The industrial-grade steel restraints clamped tight at his wrists, chest, and ankles told him that his current personal accommodations were courtesy of the Rogue treatment and rehabilitation wing of the facility. Which, in case there had been any question before, meant that he was as good as dead. Like the Breed equivalent of a Roach Motel, once you strolled through these doors, you never came back.
Not that his captors intended to let him enjoy his stay for any length of time. Nikolai got the distinct impression that their patience with him was near its end. They’d beaten him nearly unconscious after the tranqs wore off, working him over to get his confession to having killed Sergei Yakut. When that didn’t get them anywhere, they started in with tasers and other creative electronics, all the while keeping him drugged enough that he could feel every jolt and prod yet too sedated to fight back.

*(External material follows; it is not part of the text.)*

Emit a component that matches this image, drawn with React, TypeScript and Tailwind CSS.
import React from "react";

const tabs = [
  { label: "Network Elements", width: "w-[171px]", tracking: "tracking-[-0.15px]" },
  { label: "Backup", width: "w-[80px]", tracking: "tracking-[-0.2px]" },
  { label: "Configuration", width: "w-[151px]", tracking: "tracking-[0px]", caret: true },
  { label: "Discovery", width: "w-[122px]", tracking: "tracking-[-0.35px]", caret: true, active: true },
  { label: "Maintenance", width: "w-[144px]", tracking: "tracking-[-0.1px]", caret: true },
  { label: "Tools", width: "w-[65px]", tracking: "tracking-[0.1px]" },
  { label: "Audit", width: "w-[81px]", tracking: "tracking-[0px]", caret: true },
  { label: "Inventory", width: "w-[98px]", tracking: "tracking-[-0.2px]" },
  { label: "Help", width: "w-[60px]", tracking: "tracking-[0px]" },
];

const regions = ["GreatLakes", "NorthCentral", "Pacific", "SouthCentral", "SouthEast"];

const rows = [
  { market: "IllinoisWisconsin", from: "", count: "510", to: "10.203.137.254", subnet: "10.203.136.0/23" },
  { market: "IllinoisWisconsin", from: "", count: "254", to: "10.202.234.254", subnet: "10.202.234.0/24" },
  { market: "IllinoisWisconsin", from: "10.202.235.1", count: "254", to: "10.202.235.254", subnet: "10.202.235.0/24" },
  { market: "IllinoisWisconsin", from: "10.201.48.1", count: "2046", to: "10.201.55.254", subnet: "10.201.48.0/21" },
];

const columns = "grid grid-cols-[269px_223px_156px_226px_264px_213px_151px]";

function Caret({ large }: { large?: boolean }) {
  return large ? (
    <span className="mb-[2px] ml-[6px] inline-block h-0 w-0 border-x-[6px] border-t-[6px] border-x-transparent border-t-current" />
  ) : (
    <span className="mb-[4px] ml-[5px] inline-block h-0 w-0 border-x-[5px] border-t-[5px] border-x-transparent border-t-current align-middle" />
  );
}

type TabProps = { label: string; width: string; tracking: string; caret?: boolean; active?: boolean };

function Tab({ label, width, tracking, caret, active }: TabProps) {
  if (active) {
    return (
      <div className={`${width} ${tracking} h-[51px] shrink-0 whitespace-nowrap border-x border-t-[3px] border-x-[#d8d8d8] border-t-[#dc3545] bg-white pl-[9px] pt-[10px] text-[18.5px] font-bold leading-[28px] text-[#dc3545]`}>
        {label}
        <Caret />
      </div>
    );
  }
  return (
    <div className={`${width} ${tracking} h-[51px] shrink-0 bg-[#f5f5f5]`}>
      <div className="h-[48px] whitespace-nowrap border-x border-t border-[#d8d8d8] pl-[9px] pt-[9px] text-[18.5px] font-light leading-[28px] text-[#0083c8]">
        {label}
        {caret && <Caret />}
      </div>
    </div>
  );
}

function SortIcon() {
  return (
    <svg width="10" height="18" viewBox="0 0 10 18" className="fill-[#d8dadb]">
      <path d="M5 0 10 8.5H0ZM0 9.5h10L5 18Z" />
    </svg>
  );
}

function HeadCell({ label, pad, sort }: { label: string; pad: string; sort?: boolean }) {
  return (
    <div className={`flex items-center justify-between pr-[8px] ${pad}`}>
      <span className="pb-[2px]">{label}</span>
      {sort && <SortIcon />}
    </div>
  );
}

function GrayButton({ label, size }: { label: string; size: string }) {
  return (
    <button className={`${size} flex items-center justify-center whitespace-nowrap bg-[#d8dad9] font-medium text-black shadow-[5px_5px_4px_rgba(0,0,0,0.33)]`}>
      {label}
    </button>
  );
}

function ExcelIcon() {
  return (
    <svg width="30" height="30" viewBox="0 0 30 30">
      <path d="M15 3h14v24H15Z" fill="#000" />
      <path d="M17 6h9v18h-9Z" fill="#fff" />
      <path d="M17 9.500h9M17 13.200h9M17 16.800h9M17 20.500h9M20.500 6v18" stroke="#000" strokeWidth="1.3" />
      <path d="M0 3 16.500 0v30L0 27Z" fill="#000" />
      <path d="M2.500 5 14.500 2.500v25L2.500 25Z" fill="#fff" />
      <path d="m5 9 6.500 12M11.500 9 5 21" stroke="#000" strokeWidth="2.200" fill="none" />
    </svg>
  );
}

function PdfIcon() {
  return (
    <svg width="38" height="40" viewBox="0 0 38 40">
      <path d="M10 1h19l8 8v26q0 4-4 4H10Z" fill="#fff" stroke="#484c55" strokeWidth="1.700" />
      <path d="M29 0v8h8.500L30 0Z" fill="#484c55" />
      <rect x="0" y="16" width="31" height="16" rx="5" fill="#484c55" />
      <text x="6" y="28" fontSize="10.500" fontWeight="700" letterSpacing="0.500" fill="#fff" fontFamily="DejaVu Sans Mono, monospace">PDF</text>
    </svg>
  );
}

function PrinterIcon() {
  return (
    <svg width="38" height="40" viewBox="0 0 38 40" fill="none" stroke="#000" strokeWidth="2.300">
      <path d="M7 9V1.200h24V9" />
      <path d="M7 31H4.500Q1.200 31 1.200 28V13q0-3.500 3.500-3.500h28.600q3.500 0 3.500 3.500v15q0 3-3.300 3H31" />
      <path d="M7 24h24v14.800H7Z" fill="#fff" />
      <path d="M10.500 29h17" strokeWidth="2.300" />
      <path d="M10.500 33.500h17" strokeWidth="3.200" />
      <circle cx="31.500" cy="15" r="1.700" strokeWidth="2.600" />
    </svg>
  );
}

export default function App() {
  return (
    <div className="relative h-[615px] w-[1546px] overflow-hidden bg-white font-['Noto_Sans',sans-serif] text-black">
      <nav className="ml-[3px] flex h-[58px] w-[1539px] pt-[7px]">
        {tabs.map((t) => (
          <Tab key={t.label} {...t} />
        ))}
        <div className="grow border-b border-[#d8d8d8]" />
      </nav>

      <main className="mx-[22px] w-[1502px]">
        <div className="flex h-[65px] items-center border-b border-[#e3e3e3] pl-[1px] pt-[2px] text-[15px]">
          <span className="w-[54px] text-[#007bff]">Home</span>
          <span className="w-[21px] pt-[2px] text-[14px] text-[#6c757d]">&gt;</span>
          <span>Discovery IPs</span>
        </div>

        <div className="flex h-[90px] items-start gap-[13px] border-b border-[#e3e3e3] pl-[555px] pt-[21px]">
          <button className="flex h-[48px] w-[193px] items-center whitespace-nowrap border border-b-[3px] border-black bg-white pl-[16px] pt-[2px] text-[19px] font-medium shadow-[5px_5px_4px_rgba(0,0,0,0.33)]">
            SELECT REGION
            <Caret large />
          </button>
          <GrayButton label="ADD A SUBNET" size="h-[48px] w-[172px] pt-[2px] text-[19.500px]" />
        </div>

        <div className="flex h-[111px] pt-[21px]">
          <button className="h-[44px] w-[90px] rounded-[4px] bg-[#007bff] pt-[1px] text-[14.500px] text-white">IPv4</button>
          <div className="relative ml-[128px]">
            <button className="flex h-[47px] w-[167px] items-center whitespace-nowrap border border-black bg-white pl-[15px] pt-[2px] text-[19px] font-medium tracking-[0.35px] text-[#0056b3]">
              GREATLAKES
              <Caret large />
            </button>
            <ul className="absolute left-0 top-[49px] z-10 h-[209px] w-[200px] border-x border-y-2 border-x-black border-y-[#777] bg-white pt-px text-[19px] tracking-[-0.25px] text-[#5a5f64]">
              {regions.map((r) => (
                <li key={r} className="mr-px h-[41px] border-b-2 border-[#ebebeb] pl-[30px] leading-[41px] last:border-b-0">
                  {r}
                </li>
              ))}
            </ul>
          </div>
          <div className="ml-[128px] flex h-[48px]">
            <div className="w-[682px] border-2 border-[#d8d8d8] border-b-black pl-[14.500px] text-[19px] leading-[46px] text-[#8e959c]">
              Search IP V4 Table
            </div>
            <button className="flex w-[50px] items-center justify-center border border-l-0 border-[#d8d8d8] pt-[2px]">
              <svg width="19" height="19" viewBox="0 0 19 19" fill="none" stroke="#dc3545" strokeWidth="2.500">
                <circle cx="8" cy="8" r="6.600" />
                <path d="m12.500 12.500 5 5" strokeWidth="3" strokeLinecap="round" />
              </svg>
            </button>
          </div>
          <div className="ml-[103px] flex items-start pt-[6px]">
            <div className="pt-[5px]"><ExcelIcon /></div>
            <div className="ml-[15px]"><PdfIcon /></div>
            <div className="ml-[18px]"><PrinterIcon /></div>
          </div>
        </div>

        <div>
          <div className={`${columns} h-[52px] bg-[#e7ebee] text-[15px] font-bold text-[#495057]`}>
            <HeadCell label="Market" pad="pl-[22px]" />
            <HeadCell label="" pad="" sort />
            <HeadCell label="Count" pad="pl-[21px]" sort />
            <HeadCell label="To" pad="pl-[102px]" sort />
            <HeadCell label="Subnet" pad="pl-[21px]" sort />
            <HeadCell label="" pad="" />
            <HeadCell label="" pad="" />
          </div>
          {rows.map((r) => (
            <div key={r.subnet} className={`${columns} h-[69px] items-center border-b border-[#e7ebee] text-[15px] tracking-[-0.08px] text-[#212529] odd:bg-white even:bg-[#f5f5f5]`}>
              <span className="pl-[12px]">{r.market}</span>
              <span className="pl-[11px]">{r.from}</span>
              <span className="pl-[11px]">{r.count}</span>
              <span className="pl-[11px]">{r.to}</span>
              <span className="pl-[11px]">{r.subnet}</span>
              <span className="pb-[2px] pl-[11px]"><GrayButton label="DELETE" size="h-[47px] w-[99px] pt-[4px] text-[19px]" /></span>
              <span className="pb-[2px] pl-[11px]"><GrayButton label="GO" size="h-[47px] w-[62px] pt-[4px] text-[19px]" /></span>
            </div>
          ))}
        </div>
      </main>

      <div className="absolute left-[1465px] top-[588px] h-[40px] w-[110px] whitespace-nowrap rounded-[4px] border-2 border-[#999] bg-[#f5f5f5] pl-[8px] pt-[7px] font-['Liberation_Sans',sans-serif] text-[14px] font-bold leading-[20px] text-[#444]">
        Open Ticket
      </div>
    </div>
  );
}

The worst of his tormentors was the Breed male coming into the room now. Niko had heard one of the Enforcement Agents call him Fabien, spoken with enough deference to indicate the vampire ranked fairly high up on the chain of command. Tall and lanky, with narrow features and small, darting eyes under his slicked-back fair hair, Fabien had a nasty sadistic streak barely hidden behind the veneer of his elegant suit and pleasant civilian demeanor. The fact that he had come in alone this time couldn’t be a good sign.